April 13 marks the 125th anniversary of the birth of Alfred Butts, a mild-mannered architect from New York City who invented the game of Scrabble. His time-honored invention is currently sold in 121 countries and is available in more than 30 languages. Approximately one-third of American homes have a Scrabble set. On average, eight games of scrabble are started every second.
Scrabble Origins
In 1931 Butts lost his job as an architect. He had always dreamed of creating a popular game and got a break-through idea while reading Edgar Allen Poe’s “The Gold Bug”. The short story features a character who decodes a message by comparing symbols to letters.
Butts pitched his new game, “Lexico” to Parker Brothers and Milton Bradley The companies passed but the determined inventor updated his game, adding the 15×15 board and crossword-style gameplay. He then spent seven years determining the correct balance of letters and point values. The final validation for his system was a frequency analysis he performed on the words appearing on the front page of the New York Times.
The game was renamed Criss-Crosswords. Butts built the copies himself, hand- lettering the tiles and gluing them to wood. Unable to sustain the grind, Butts sold the rights to James Brunot, a former social worker. Brunot agreed to pay Butts a small royalty for each copy sold. He renamed the game Scrabble, a real word which means “to scratch frantically”.
Starting In 1949, Brunot and his wife Helen assembled over 2000 copies per year in their living room but they made no profit. Their luck changed in 1952 when Macy’s ordered 2,000 copies. Jack Strauss, Macy’s president, had played the game on vacation and thought it would be a big seller. Sales skyrocketed and because Brunot could not keep up with demand, he licensed the manufacturing rights to an outside company. By 1954, four million copies were being sold per year.
Top Ten Board Games
Money Inc ranks the ten bestselling games of all-time as follows:
Chess- Difficult to estimate how many games have been sold since its invention 1500 years ago but three million chess sets are sold per year.
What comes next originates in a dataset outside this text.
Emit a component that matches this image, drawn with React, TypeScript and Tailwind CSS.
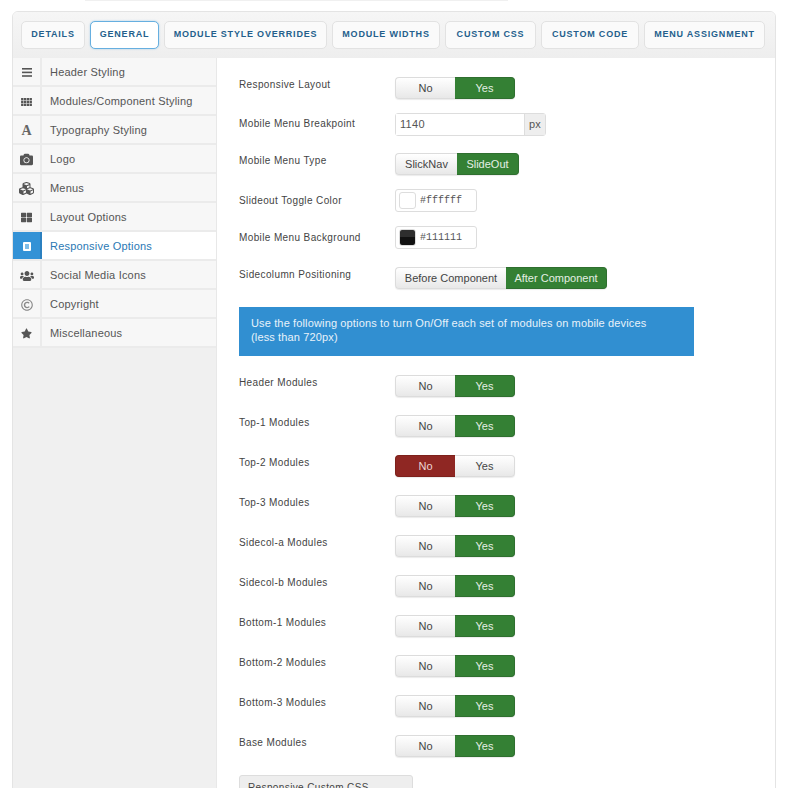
import { FaCamera, FaCubes, FaRegCopyright, FaStar, FaThLarge, FaUsers } from "react-icons/fa";

const TABS = [
  { label: "DETAILS", width: "w-[64px]" },
  { label: "GENERAL", width: "w-[69px]", active: true },
  { label: "MODULE STYLE OVERRIDES", width: "w-[163px]" },
  { label: "MODULE WIDTHS", width: "w-[108px]" },
  { label: "CUSTOM CSS", width: "w-[91px]" },
  { label: "CUSTOM CODE", width: "w-[98px]" },
  { label: "MENU ASSIGNMENT", width: "w-[121px]" },
];

function BarsIcon() {
  return (
    <svg width="10" height="9" viewBox="0 0 10 9" fill="currentColor">
      <rect y="0" width="10" height="1.6" />
      <rect y="3.6" width="10" height="1.6" />
      <rect y="7.2" width="10" height="1.6" />
    </svg>
  );
}

function GridIcon() {
  const cells = [];
  for (let row = 0; row < 3; row++) {
    for (let col = 0; col < 4; col++) {
      cells.push(<rect key={`${row}-${col}`} x={col * 3} y={row * 3} width="2.5" height="2.5" />);
    }
  }
  return (
    <svg width="11" height="8" viewBox="0 0 11.5 8.5" fill="currentColor">
      {cells}
    </svg>
  );
}

const MENU = [
  { label: "Header Styling", icon: <BarsIcon /> },
  { label: "Modules/Component Styling", icon: <GridIcon /> },
  { label: "Typography Styling", icon: <span className="font-['Liberation_Serif',serif] text-[14px] leading-none font-bold text-[#666666]">A</span> },
  { label: "Logo", icon: <FaCamera className="h-[13px] w-[13px]" /> },
  { label: "Menus", icon: <FaCubes className="h-[15px] w-[15px]" /> },
  { label: "Layout Options", icon: <FaThLarge className="h-[11px] w-[11px]" /> },
  { label: "Responsive Options", active: true, icon: <span className="block h-[9px] w-[8px] rounded-[1px] border-2 border-white bg-[#7fbde8]" /> },
  { label: "Social Media Icons", icon: <FaUsers className="h-[14px] w-[14px]" /> },
  { label: "Copyright", icon: <FaRegCopyright className="h-[12px] w-[12px] text-[#888888]" /> },
  { label: "Miscellaneous", icon: <FaStar className="h-[11px] w-[11px]" /> },
];

const MODULES = [
  { label: "Header Modules" },
  { label: "Top-1 Modules" },
  { label: "Top-2 Modules", off: true },
  { label: "Top-3 Modules" },
  { label: "Sidecol-a Modules" },
  { label: "Sidecol-b Modules" },
  { label: "Bottom-1 Modules" },
  { label: "Bottom-2 Modules" },
  { label: "Bottom-3 Modules" },
  { label: "Base Modules" },
];

const segBase = "flex h-[22px] items-center justify-center border text-[11px] whitespace-nowrap shadow-[0_1px_1px_rgba(0,0,0,0.08)]";
const segOff = "border-[#dcdcdc] bg-gradient-to-b from-[#ffffff] to-[#e8e8e8] text-[#444444]";
const segGreen = "border-[#2f6f2f] bg-[#348034] text-[#e4efe4]";
const segRed = "border-[#7d211b] bg-[#8f2723] text-[#ecd6d4]";

function Segmented({ left, right, leftW, rightW, on = "right", onClass = segGreen }: { left: string; right: string; leftW: string; rightW: string; on?: "left" | "right"; onClass?: string }) {
  return (
    <div className="flex">
      <div className={`${segBase} ${leftW} rounded-l-[4px] border-r-0 ${on === "left" ? onClass : segOff}`}>{left}</div>
      <div className={`${segBase} ${rightW} rounded-r-[4px] border-l-0 ${on === "right" ? onClass : segOff}`}>{right}</div>
    </div>
  );
}

function YesNo({ off }: { off?: boolean }) {
  return <Segmented left="No" right="Yes" leftW="w-[60px]" rightW="w-[60px]" on={off ? "left" : "right"} onClass={off ? segRed : segGreen} />;
}

function Label({ children, offset = "pt-[1px]" }: { children: string; offset?: string }) {
  return <div className={`w-[156px] shrink-0 text-[10px] leading-[13px] tracking-[0.38px] whitespace-nowrap text-[#444444] ${offset}`}>{children}</div>;
}

function ColorField({ swatch, value }: { swatch: string; value: string }) {
  return (
    <div className="flex h-[23px] w-[82px] items-center gap-[4px] rounded-[3px] border border-[#dddddd] bg-white pl-[3px]">
      <span className={`h-[17px] w-[17px] rounded-[3px] border border-[#dddddd] ${swatch}`} />
      <span className="font-['Liberation_Mono',monospace] text-[10px] text-[#555555]">{value}</span>
    </div>
  );
}

export default function App() {
  return (
    <div className="h-[788px] overflow-hidden bg-white font-['Liberation_Sans',Arial,sans-serif]">
      <div className="ml-[85px] h-[1px] w-[423px] bg-[#f0f0f0]" />
      <div className="mx-[12px] mt-[10px] h-[900px] rounded-t-[6px] border border-[#e4e4e4]">
        <div className="flex h-[46px] items-start gap-[5px] rounded-t-[5px] bg-gradient-to-b from-[#f6f6f6] to-[#eeeeee] pt-[9px] pl-[8px]">
          {TABS.map((tab) => (
            <div
              key={tab.label}
              className={`flex h-[28px] ${tab.width} items-center justify-center rounded-[5px] border text-[9px] font-bold tracking-[0.8px] whitespace-nowrap text-[#245f8c] ${tab.active ? "border-[#66afe0] bg-white shadow-[0_0_2px_rgba(102,175,224,0.6)]" : "border-[#e2e2e2] bg-[#fafafa]"}`}
            >
              {tab.label}
            </div>
          ))}
        </div>
        <div className="flex h-[854px]">
          <div className="w-[204px] shrink-0 border-r border-[#e8e8e8] bg-[#f0f0f0]">
            {MENU.map((item) => (
              <div key={item.label} className={`flex h-[29px] border-b-2 border-[#ebebeb] text-[11px] ${item.active ? "bg-white text-[#2a78b4]" : "bg-[#f7f7f7] text-[#555555]"}`}>
                <div className={`flex w-[29px] shrink-0 items-center justify-center border-r-2 pt-[2px] ${item.active ? "border-[#2b80c0] bg-[#3392d6]" : "border-[#ebebeb] text-[#555555]"}`}>
                  {item.icon}
                </div>
                <div className="flex items-center pt-[2px] pl-[8px] tracking-[0.2px] whitespace-nowrap">{item.label}</div>
              </div>
            ))}
          </div>
          <div className="min-w-0 flex-1 pt-[19px] pl-[22px]">
            <div className="flex h-[22px]">
              <Label>Responsive Layout</Label>
              <YesNo />
            </div>
            <div className="mt-[14px] flex">
              <Label offset="pt-[4px]">Mobile Menu Breakpoint</Label>
              <div className="flex h-[23px] rounded-[3px] border border-[#dddddd] text-[11px] tracking-[0.3px] text-[#555555]">
                <div className="flex w-[128px] items-center bg-white pl-[4px]">1140</div>
                <div className="flex w-[21px] items-center justify-center border-l border-[#dddddd] bg-[#eeeeee]">px</div>
              </div>
            </div>
            <div className="mt-[17px] flex">
              <Label>Mobile Menu Type</Label>
              <Segmented left="SlickNav" right="SlideOut" leftW="w-[62px]" rightW="w-[62px]" />
            </div>
            <div className="mt-[14px] flex">
              <Label offset="pt-[5px]">Slideout Toggle Color</Label>
              <ColorField swatch="bg-white" value="#ffffff" />
            </div>
            <div className="mt-[14px] flex">
              <Label offset="pt-[5px]">Mobile Menu Background</Label>
              <ColorField swatch="bg-[linear-gradient(#2e2e2e_50%,#111111_50%)]" value="#111111" />
            </div>
            <div className="mt-[18px] flex">
              <Label>Sidecolumn Positioning</Label>
              <Segmented left="Before Component" right="After Component" leftW="w-[111px]" rightW="w-[101px]" />
            </div>
            <div className="mt-[18px] h-[49px] w-[455px] bg-[#318fd1] px-[12px] pt-[9px] text-[11px] leading-[14px] tracking-[0.14px] text-[#e8f2fa]">
              Use the following options to turn On/Off each set of modules on mobile devices
              <br />
              (less than 720px)
            </div>
            <div className="mt-[19px] flex flex-col gap-[18px]">
              {MODULES.map((row) => (
                <div key={row.label} className="flex">
                  <Label>{row.label}</Label>
                  <YesNo off={row.off} />
                </div>
              ))}
            </div>
            <div className="mt-[18px] h-[30px] w-[174px] rounded-t-[3px] border border-[#dddddd] bg-[#eeeeee] pt-[4px] pl-[8px] text-[10px] tracking-[0.38px] text-[#444444]">
              Responsive Custom CSS
            </div>
          </div>
        </div>
      </div>
    </div>
  );
}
Checkers – Invented around 3000 BC, billions of copies have been sold.
Monopoly – 275 million copies sold.
Scrabble – 150 million copies sold.
Clue – Invented in England in 1949- 150 million copies sold.
Battleship – Has grown from being a paper game in the 1930s to a board game in 1967. 100M copies include video games, apps and electronic versions.
Trivial Pursuit – In 1979, Canadian journalists Scott Abbott and Chris Haney sat down to play scrabble but realized some pieces were missing. They invented their own game which has sold 100M copies.
Backgammon- Invented around 3000 BC, an estimated 88 million copies had been sold.
Candy Land – Eleanor Abbo designed the game in her hospital bed in1948 while she was recovering from polio. It became popular with the juvenile patients at the hospital and has gone on to sell 50 million copies.
Rummikub – OK, I was stumped on this one. It’s a tile based game that’s a cross between rummy and mahjong. Ephraim Hertzano, a Romanian Jew who emigrated to Israel after World War II invented Rummikub and originally sold his game door to door. Rummikub eventually became Israel’s top exported game. After its 1977 US debut, it has been a best seller (50M copies).
In case you were wondering
Pictionary ranks 13th and Risk is 15th.
The only number equal to its spelled-out scrabble score is twelve.
The highest Scrabble score ever received on a single turn is 1,782. Benjamin Woo added tiles to words already in place to form the word “oxyphenbutazone” (an anti-inflammatory drug). Playing it across the top of the board, Woo hit three Triple Word Score squares while making seven crosswords downward. He also received an extra 50 points for using up all seven of his tiles in a single turn.
Happy Ending
Mild mannered inventor, Alfred Butts retired on his Scrabble royalties which he said, “enabled me to have an enjoyable life.”